Ideas for the Firm of the Future + One: Diversify Your Offerings

Via Dan Pinnington at Slaw.ca, I learned of Merrilyn Tarlton’s excellent article, Figuring Out Your Place in the Race (ABA Law Practice Magazine, Jan/Feb. 2010).  Recognizing that technology advancements and economic upheaval have rendered extinct the high leverage business model, Tarlton predicts that “the future of the business of law is going to be about difference, not sameness.”

Thus, Tarlton offers seven interesting and innovative business models for law firms of the future:

  1. The Virtual Firm:  Typical legal services at a better price.
  2. The Retail Firm: Off-the-rack legal solutions with options for custom-tailoring.
  3. The Legal Line: What You’re Selling: Quick answers to questions like “Can I get a divorce without paying a lawyer?”
  4. The Teaching Hospital Firm: What You’re Selling: Top-drawer legal services and elite on-the-job training.
  5. The Firm’s Firm: What You’re Selling: “Shovel-ready manpower,” backroom legal services.
  6. The Drive-Up Mediation Firm: What You’re Selling: Quick and easy resolution of simple conflicts.

(See Tarlton’s full article for the details of each model, including its potential target client base and competitive advantage).

I’m intrigued by and see the value in all of Tarlton’s proposed business models.  However, as terrific as these ideas are as stand-alone models, many of them operate even more effectively in combination with each other.   Because it’s not just the billable hour and the associate leverage model that left law firms high and dry in a down economy.  Rather, it was also firms’ failure to diversify their offerings, as I described here (see original post for links):

Like the high tech stock portfolio, biglaw’s so-called diversity is illusory.  What’s the point of offering 50 different practice areas if they’re all premised on the billable hour?  When the economy tanks as it has now, clients reach a point where they can’t afford any of the firm’s offerings.  In short, multiple practice areas don’t provide much of a hedge against a poor economy because when the economy hits rock bottom, all of those services are priced way out of most clients’ range.

By contrast, smart solos diversify – for real – both in fees charged and products and services offered.  As to fees, most solos offer a variety, from billable hour to flat fees to phased fees (flat fees for different phases of a protracted process) to value based billing or reduced fees with success bonuses and of course, the good old contingency fee.  Different fee structures mean that clients can always find some service in their price range, which insulates us in a downturn.  Few solos I know (myself included) who offer these varied billing structures have even had to cut rates much, if at all even in the midst of this economic turmoil.

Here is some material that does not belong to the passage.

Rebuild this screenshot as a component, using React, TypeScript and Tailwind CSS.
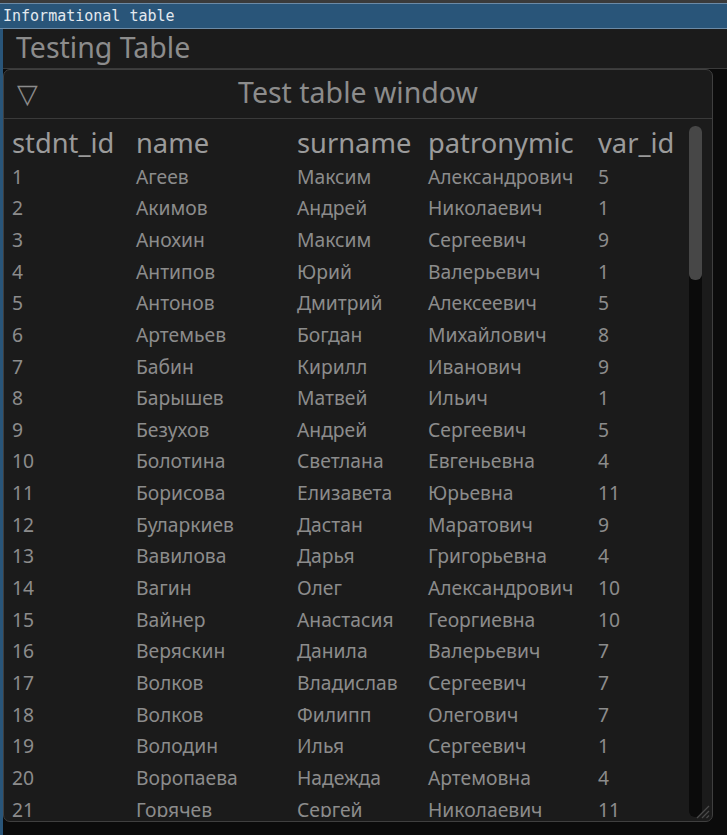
import React from 'react';

type Row = [number, string, string, string, number];

const rows: Row[] = [
  [1, 'Агеев', 'Максим', 'Александрович', 5],
  [2, 'Акимов', 'Андрей', 'Николаевич', 1],
  [3, 'Анохин', 'Максим', 'Сергеевич', 9],
  [4, 'Антипов', 'Юрий', 'Валерьевич', 1],
  [5, 'Антонов', 'Дмитрий', 'Алексеевич', 5],
  [6, 'Артемьев', 'Богдан', 'Михайлович', 8],
  [7, 'Бабин', 'Кирилл', 'Иванович', 9],
  [8, 'Барышев', 'Матвей', 'Ильич', 1],
  [9, 'Безухов', 'Андрей', 'Сергеевич', 5],
  [10, 'Болотина', 'Светлана', 'Евгеньевна', 4],
  [11, 'Борисова', 'Елизавета', 'Юрьевна', 11],
  [12, 'Буларкиев', 'Дастан', 'Маратович', 9],
  [13, 'Вавилова', 'Дарья', 'Григорьевна', 4],
  [14, 'Вагин', 'Олег', 'Александрович', 10],
  [15, 'Вайнер', 'Анастасия', 'Георгиевна', 10],
  [16, 'Веряскин', 'Данила', 'Валерьевич', 7],
  [17, 'Волков', 'Владислав', 'Сергеевич', 7],
  [18, 'Волков', 'Филипп', 'Олегович', 7],
  [19, 'Володин', 'Илья', 'Сергеевич', 1],
  [20, 'Воропаева', 'Надежда', 'Артемовна', 4],
  [21, 'Горячев', 'Сергей', 'Николаевич', 11],
];

const headers = ['stdnt_id', 'name', 'surname', 'patronymic', 'var_id'];

// column widths in px, last one takes the rest
const colClass = ['w-[124px]', 'w-[161px]', 'w-[131px]', 'w-[170px]', 'flex-1'];

const ResizeGrip: React.FC = () => (
  <svg width="14" height="14" viewBox="0 0 14 14" className="absolute right-[2px] bottom-[2px] pointer-events-none">
    <line x1="13" y1="1" x2="1" y2="13" stroke="#4a4a4a" strokeWidth="1.3" />
    <line x1="13" y1="6" x2="6" y2="13" stroke="#4a4a4a" strokeWidth="1.3" />
    <line x1="13" y1="10.5" x2="10.5" y2="13" stroke="#4a4a4a" strokeWidth="1.3" />
  </svg>
);

const App: React.FC = () => {
  return (
    <div
      className="w-[727px] h-[835px] bg-[#0b0b0b] flex flex-col overflow-hidden"
      style={{ fontFamily: '"Noto Sans", "Open Sans", sans-serif' }}
    >
      {/* os title bar */}
      <div className="h-[3px] bg-[#3a3a3a]" />
      <div className="h-[26px] bg-[#295579] border-y border-[#6b8aa6] flex items-center px-[3px]">
        <span className="text-[15px] leading-none text-[#e3e9ef]" style={{ fontFamily: '"DejaVu Sans Mono", monospace' }}>
          Informational table
        </span>
      </div>

      <div className="flex flex-1 min-h-0">
        {/* left window border */}
        <div className="w-[3px] bg-[#295579]" />

        <div className="flex-1 flex flex-col min-w-0">
          {/* top panel */}
          <div className="h-[40px] bg-[#1b1b1b] border-b border-[#3a3a3a] flex items-center pl-[13px]">
            <span className="text-[28.5px] leading-[1.2] text-[#8c8c8c] -mt-[2px]">Testing Table</span>
          </div>

          {/* floating window */}
          <div className="relative h-[753px] mr-[14px] bg-[#1b1b1b] border border-[#3f3f3f] rounded-[7px] flex flex-col overflow-hidden">
            <div className="h-[49px] border-b border-[#3a3a3a] relative flex items-center justify-center">
              <span className="absolute left-[13px] top-[9px] text-[27px] leading-none text-[#8c8c8c]">▽</span>
              <span className="text-[28.5px] leading-[1.2] text-[#8c8c8c] -mt-[3px]">Test table window</span>
            </div>

            <div className="flex flex-1 min-h-0 pt-[5px] pb-[4px]">
              <div className="flex-1 min-w-0 overflow-hidden pl-[8px]">
                <div className="flex h-[37px] items-center text-[27.3px] leading-[1.36] text-[#9b9b9b]">
                  {headers.map((h, i) => (
                    <div key={h} className={`${colClass[i]} whitespace-nowrap`}>
                      {h}
                    </div>
                  ))}
                </div>
                {rows.map((r) => (
                  <div key={r[0]} className="flex h-[31.65px] items-center text-[19.3px] leading-[1.36] text-[#8c8c8c]">
                    {r.map((c, i) => (
                      <div key={i} className={`${colClass[i]} whitespace-nowrap`}>
                        {c}
                      </div>
                    ))}
                  </div>
                ))}
              </div>

              {/* scroll bar */}
              <div className="w-[13px] mr-[10px] mt-[2px] bg-[#0b0b0b] rounded-[6px] flex flex-col">
                <div className="h-[154px] bg-[#474747] rounded-[6px]" />
              </div>
            </div>

            <ResizeGrip />
          </div>
        </div>
      </div>
    </div>
  );
};

export default App;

Fees, however comprise only one component of diversification.  Solos are also diversifying the products they offer, many times through leveraging existing expertise.  For example, many family law or estate lawyers provide full service to clients, but also offer unbundled service to clients who can’t afford or don’t want more.  Unbundled services diversify a practice and guard it against economic downturn, but it’s also a form of leverage:  because lawyers already have deep familiarity with certain practice areas, it doesn’t take much effort to squeeze more value out of that knowledge by providing it in an unbundled package. Tollbridge agreements which provide a small service on an ongoing basis are another way for lawyers to diversify their revenue stream.

Diversification can also take the form of different side businesses.  In my own case, in addition to my law practice, I generate a small amount of revenue from this blog (which I hope to increase over the next few months) as well as from work with a trade association that I formed.  Some lawyers offer for-fee seminars on their practice area, coach other lawyers, help them market law practices or build legal reseach and writing outsourcing services.  Some even go so far as to develop software products or other technology that enable lawyers to run practices efficiently.  Some solos ghostwrite for other companies or even operate businesses totally unrelated to law practice (such as party planning or leasing companies) that bring in money without detracting from the practice of law.

For lawyers interested in diversifying the types of services that they offer clients, Tarlton’s business models offer some great ideas on where you might start.

1 Comment

  1. Merrilyn Astin Tarlton on February 11, 2010 at 5:37 pm

    Spot on, Carolyn!! And *you* walk the walk.